When Verity falls pregnant, she’s quite content to take things easy for a while, especially after the last few scrapes that she barely escaped. Spending more time with David and sorting through the piles of baby clothes are her priorities. But something out there has other plans for her and, with her super-strength depleted, Verity is in for the fight of her life.
The first Verity Fassbinder novel, Vigil, is a hard act to follow. The sleepy Brisbane setting with a supernatural underbelly is something that I wouldn’t believe could be pulled off if I hadn’t read it. The epic scale of the story seems suited to a more glamourous city, but Slatter’s Brisbane steps up to the plate marvellously. In Slatter’s hands Brisbane retains the essence that its residents love, but also becomes something more in the process. Needless to say, when I picked up Corpselight – at the official launch because I was not waiting longer than necessary for it – I expected great things.
And let me tell you how Corpselight delivers.
Pregnancy and motherhood aren’t things that crop up regularly in the urban fantasy novels that I read. To be honest, they’re not the sorts of things I’d seek out, but Slatter handles both well. Verity might be a no nonsense, hardened investigator used to toughing out difficult situations, but she’s also very human. She gets tired and cranky and emotional, and having a baby brings all of these things to the forefront. It’s also really interesting to see how Verity handles motherhood. Her portrayal in Corpselight is much more realistic than many fictional maternal portrayals. Despite having a baby to worry about, she’s still very much her own person. While she takes extra precautions, she’s not ready to give up her life to be a mother.

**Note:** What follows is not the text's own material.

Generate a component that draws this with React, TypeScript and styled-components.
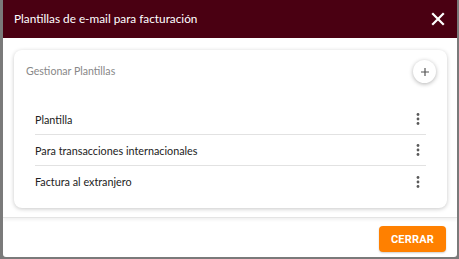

Corpselight is darker than Vigil. Not that Vigil was particularly light, but Verity had less to lose in Vigil. In Corpselight the stakes spike like crazy. There are more nuances now that we’re firmly set in this world. Everything is more complex; emotions, relationships, the enemy, family and friends. Verity’s comparative youth becomes a more important factor in this novel; setting her apart from those who have lived through far crueller regimes. It also becomes apparent that a lot of the complexities of the world are lost on Verity because she is too young to have experienced the things her friends have.
The wonderful magical elements are explored more fully in Corpselight. From the magics that Normals can conduct to those that need a Weyrd to power them. Many of the rituals are reminiscent of old faerie lore, and it adds a hefty dose of authenticity.
The ending of Corpselight, while not exactly a cliff-hanger, works brilliantly to set up an even more dynamic situation in the third book, Restoration. And since it’s not out until August 2018, I’m going to have to find something else to fill that void in the meantime.